It has been 4 years to my marriage and I am not ashamed to confess that many times I thought, “Why is he not like me?” I wish I could share my favorite chocolate pastry with him but he loves chilies and I hate them. I wish we could watch sci-fi movies together but he hates them. We have many instances of having different opinions but we understood how to come at a consensus.
I always knew that we are opposites and life would not be like a cake walk with him. Since our initial days of dating, we naturally tried to understand each other. While understanding that we have different opinions he did not make me feel weird about myself.
We both accepted our differences and supported each other to be the best of ourselves. So, despite knowing we are polar opposites I am glad to have loved and married him.
I agree, it seems to be more convenient if my husband was like me. But, while living with him I learned that we don’t have to be similar to love or understand each other. He showed me that while choosing a life partner what you want and what you need can be agreeably different.
Some of you, like me, would want a mirror of ourselves but need someone who can challenge us. We need someone who can inspire us to be better and love us despite knowing we can’t change. He has been that someone to me.
The easiest way to live happily with your spouse who is your absolute opposite is to help each other grow individually. The perks of having married to my opposite are that together we have become better people. We can listen more patiently, are more open to adjustments as we have to go out of our comfort zones.

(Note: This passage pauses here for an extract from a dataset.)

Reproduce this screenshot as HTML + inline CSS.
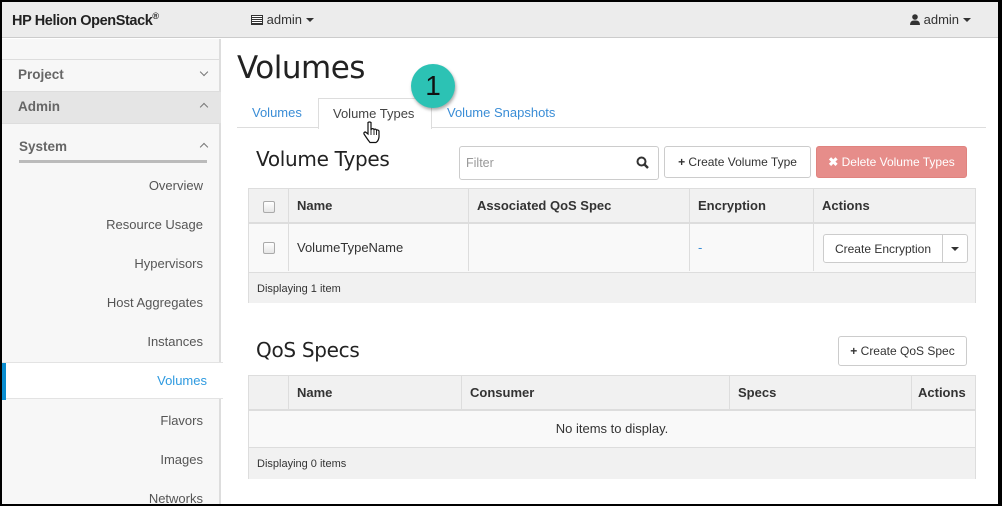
<!DOCTYPE html>
<html><head><meta charset="utf-8"><style>
*{box-sizing:border-box;margin:0;padding:0}
body{width:1002px;height:506px;background:#000;position:relative;overflow:hidden;font-family:"Liberation Sans",sans-serif;font-size:13px;color:#333}
.a{position:absolute}
#pg{left:2px;top:2px;width:996px;height:502px;background:#fff;overflow:hidden}
.hdr{left:0;top:0;width:996px;height:36px;background:#ececec;border-bottom:1px solid #ccc}
.side{left:0;top:37px;width:219px;height:470px;background:#f7f7f7;border-right:2px solid #ddd}
.si{position:absolute;right:16px;font-size:13px;color:#555}
.sec{position:absolute;left:0;width:219px;height:32px;border-top:1px solid #ddd;font-weight:bold;color:#666;font-size:13.5px;padding:7px 0 0 16px}
.chev{position:absolute;right:14px;top:9px;width:6px;height:6px;border-right:1px solid #777;border-bottom:1px solid #777;transform:rotate(45deg)}
.chev.up{transform:rotate(-135deg);top:12px}
.btn{position:absolute;border:1px solid #ccc;border-radius:3px;background:#fff;font-size:12px;color:#333;text-align:center}
.tb{position:absolute;border:1px solid #ddd;background:#f9f9f9}
.th{position:absolute;top:0;height:35px;background:#f1f1f1;border-right:1px solid #ddd;border-bottom:2px solid #ddd;font-weight:bold;font-size:13px;padding:9px 0 0 8px;color:#333}
.td{position:absolute;border-right:1px solid #ddd;font-size:13px}
.ft{position:absolute;left:0;width:100%;background:#f1f1f1;border-top:1px solid #ddd;font-size:11px;padding:10px 0 0 8px}
.cb{position:absolute;width:12px;height:12px;border:1px solid #aaa;border-radius:2px;background:linear-gradient(#fff,#e6e6e6)}
</style></head><body>
<div id="pg" class="a">
<div class="a hdr">
<div class="a" style="left:10px;top:9px;font-weight:bold;font-size:14.5px;color:#222;letter-spacing:-0.4px">HP Helion OpenStack<sup style="font-size:9px">®</sup></div>
<div class="a" style="left:249px;top:10px;font-size:13px;color:#333"><span style="display:inline-block;width:12px;height:10px;border:1.5px solid #333;vertical-align:-1px;background:repeating-linear-gradient(#fff 0 1px,#333 1px 2px)"></span> admin <span style="display:inline-block;border-left:4px solid transparent;border-right:4px solid transparent;border-top:4px solid #333;vertical-align:2px"></span></div>
<div class="a" style="left:908px;top:10px;font-size:13px;color:#333"><svg width="10" height="11" viewBox="0 0 10 11" style="vertical-align:-1px"><circle cx="5" cy="3" r="2.8" fill="#333"/><path d="M0 11 Q0 6 5 6.5 Q10 6 10 11Z" fill="#333"/></svg> admin <span style="display:inline-block;border-left:4px solid transparent;border-right:4px solid transparent;border-top:4px solid #333;vertical-align:2px"></span></div>
</div>
<div class="a side">
<div class="sec" style="top:20px">Project<span class="chev"></span></div>
<div class="sec" style="top:52px;background:#e5e5e5">Admin<span class="chev up"></span></div>
<div class="sec" style="top:84px;border-top:1px solid #ddd;height:40px;padding-left:17px;padding-top:15px">System<span class="chev up" style="top:20px"></span><div class="a" style="left:17px;top:36px;width:188px;height:3px;background:#bbb"></div></div>
<div class="si" style="top:139px">Overview</div>
<div class="si" style="top:178px">Resource Usage</div>
<div class="si" style="top:217px">Hypervisors</div>
<div class="si" style="top:256px">Host Aggregates</div>
<div class="si" style="top:295px">Instances</div>
<div class="a" style="left:0;top:323px;width:221px;height:37px;background:#fff;border-top:1px solid #e3e3e3;border-bottom:1px solid #e3e3e3"><div class="a" style="left:0;top:0;width:4px;height:37px;background:#0a8dd0"></div><div class="a" style="right:16px;top:10px;color:#2e9ae0;font-size:13px">Volumes</div></div>
<div class="si" style="top:374px">Flavors</div>
<div class="si" style="top:413px">Images</div>
<div class="si" style="top:452px">Networks</div>
</div>

<div class="a" style="left:235px;top:48px;font-family:'DejaVu Sans',sans-serif;font-size:31px;color:#222;letter-spacing:-0.5px">Volumes</div>
<div class="a" style="left:235px;top:125px;width:749px;height:1px;background:#ddd"></div>
<div class="a" style="left:250px;top:103px;color:#3a8dd6;font-size:13px">Volumes</div>
<div class="a" style="left:316px;top:96px;width:114px;height:31px;background:#fff;border:1px solid #ddd;border-bottom:none;padding:7px 0 0 14px;font-size:13px;color:#444">Volume Types</div>
<div class="a" style="left:445px;top:103px;color:#3a8dd6;font-size:13px">Volume Snapshots</div>
<div class="a" style="left:409px;top:62px;width:44px;height:44px;border-radius:50%;background:#2cc2b4;box-shadow:1px 2px 3px rgba(0,0,0,.35);text-align:center;font-family:'Liberation Sans',sans-serif;font-size:28px;line-height:44px;color:#111">1</div>
<svg class="a" style="left:361px;top:119px" width="18" height="24" viewBox="0 0 18 24"><path d="M5 1.5 Q6.5 0.5 8 1.5 L8 9 L8.5 8 Q10 7 11 8.5 Q12.5 7.5 13.5 9 Q15 8.5 16 10 L16 16 Q15.5 20 13 21.5 L7 21.5 Q5 19 3 16 L1 13 Q0.5 11 2.5 11 L5 13 Z" fill="#fff" stroke="#111" stroke-width="1.2"/><path d="M8 9 L8 14 M11 8.5 L11 14 M13.5 9 L13.5 14" stroke="#111" stroke-width="0.9"/></svg>

<div class="a" style="left:254px;top:145px;font-family:'DejaVu Sans',sans-serif;font-size:20px;color:#222;letter-spacing:-0.3px">Volume Types</div>
<div class="a" style="left:457px;top:144px;width:200px;height:34px;border:1px solid #ccc;border-radius:3px;padding:9px 6px;color:#999;font-size:12.5px">Filter<svg class="a" style="right:9px;top:9px" width="13" height="13" viewBox="0 0 13 13"><circle cx="5.5" cy="5.5" r="4" fill="none" stroke="#333" stroke-width="2"/><path d="M8.5 8.5 L12 12" stroke="#333" stroke-width="2.4"/></svg></div>
<div class="btn" style="left:662px;top:144px;width:147px;height:32px;padding-top:8px"><b>+</b> Create Volume Type</div>
<div class="btn" style="left:814px;top:144px;width:151px;height:32px;padding-top:8px;background:#e68d8a;border-color:#e0837f;color:#fff"><b>✖</b> Delete Volume Types</div>

<div class="tb" style="left:246px;top:186px;width:728px;height:115px">
<div class="th" style="left:0;width:40px"></div><div class="cb" style="left:14px;top:12px"></div>
<div class="th" style="left:40px;width:180px">Name</div>
<div class="th" style="left:220px;width:221px">Associated QoS Spec</div>
<div class="th" style="left:441px;width:124px">Encryption</div>
<div class="th" style="left:565px;width:161px;border-right:none">Actions</div>
<div class="td" style="left:0;top:35px;width:40px;height:47px"></div><div class="cb" style="left:14px;top:53px"></div>
<div class="td" style="left:40px;top:35px;width:180px;height:47px;padding:16px 0 0 8px">VolumeTypeName</div>
<div class="td" style="left:220px;top:35px;width:221px;height:47px"></div>
<div class="td" style="left:441px;top:35px;width:124px;height:47px;padding:16px 0 0 8px;color:#3a8dd6">-</div>
<div class="btn" style="left:574px;top:45px;width:120px;height:29px;padding-top:7px;border-radius:3px 0 0 3px">Create Encryption</div>
<div class="btn" style="left:693px;top:45px;width:26px;height:29px;padding-top:12px;border-radius:0 3px 3px 0"><span style="display:block;margin:0 auto;width:0;border-left:4px solid transparent;border-right:4px solid transparent;border-top:4px solid #333"></span></div>
<div class="ft" style="top:83px;height:31px">Displaying 1 item</div>
</div>

<div class="a" style="left:254px;top:336px;font-family:'DejaVu Sans',sans-serif;font-size:20px;color:#222;letter-spacing:-0.3px">QoS Specs</div>
<div class="btn" style="left:836px;top:334px;width:129px;height:30px;padding-top:7px"><b>+</b> Create QoS Spec</div>

<div class="tb" style="left:246px;top:373px;width:728px;height:104px">
<div class="th" style="left:0;width:40px"></div>
<div class="th" style="left:40px;width:173px">Name</div>
<div class="th" style="left:213px;width:268px">Consumer</div>
<div class="th" style="left:481px;width:182px">Specs</div>
<div class="th" style="left:663px;width:63px;border-right:none;padding-left:6px">Actions</div>
<div class="a" style="left:0;top:45px;width:726px;text-align:center;font-size:13px">No items to display.</div>
<div class="ft" style="top:71px;height:32px">Displaying 0 items</div>
</div>
</div>
</body></html>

While I am an adventurer he is more cautious. Despite being scared of heights we had our honeymoon on one of the rarest and tallest peaks of the Himalayas. I was worried that he would not enjoy it but he surprised me by expressing his happiness for having such a wonderful lifetime experience. Through my relationship with him, I learned that having opposite interests has made us learn new things.
He is a book lover and his passion for reading inspired me to try a few. While reading the books he suggested, I learned more about life. Our conversations have been so vast and always worthwhile. I have understood myself better through him.
We have been helping each other improve each day. Growing together this way becomes our lifelong ticket to happiness.
While I was younger I wanted to date someone who was more awesome than me, but now I understand that my husband helps me retain the best version of me. I feel it would have been a monotonous life if I had nobody to challenge me to become a better self.
Being absolutely opposite to my husband I understood that we complement each other. If I am weak he is the stronger and we continue to switch places according to situations.
We lost our first child even before he was born due to an accident. I was devastated and continued to blame myself. He, on the other hand, was more mature at handling our loss. He looked after me while I needed emotional support. We have been living like two hands interlacing, each of us filling the gaps of the other.
Having said that, being betrothed to your opposite can be infuriating and frustrating at times when your wants tend to overpower your needs. Opposite couples have their own problems in general. Compromise becomes a core aspect of maintaining a healthy relationship. You need to look at each other’s likes and try liking them. There will be times when you just have to bite the bullet and like what you partner likes. You may have to be generous and selfless in your actions.
Marriage is an adventurous journey but marrying your polar opposite can be a wild ride. I have thoroughly enjoyed living with my husband, despite having common ups and downs. Opposite couples tend to complement each other by openly agreeing to disagreement.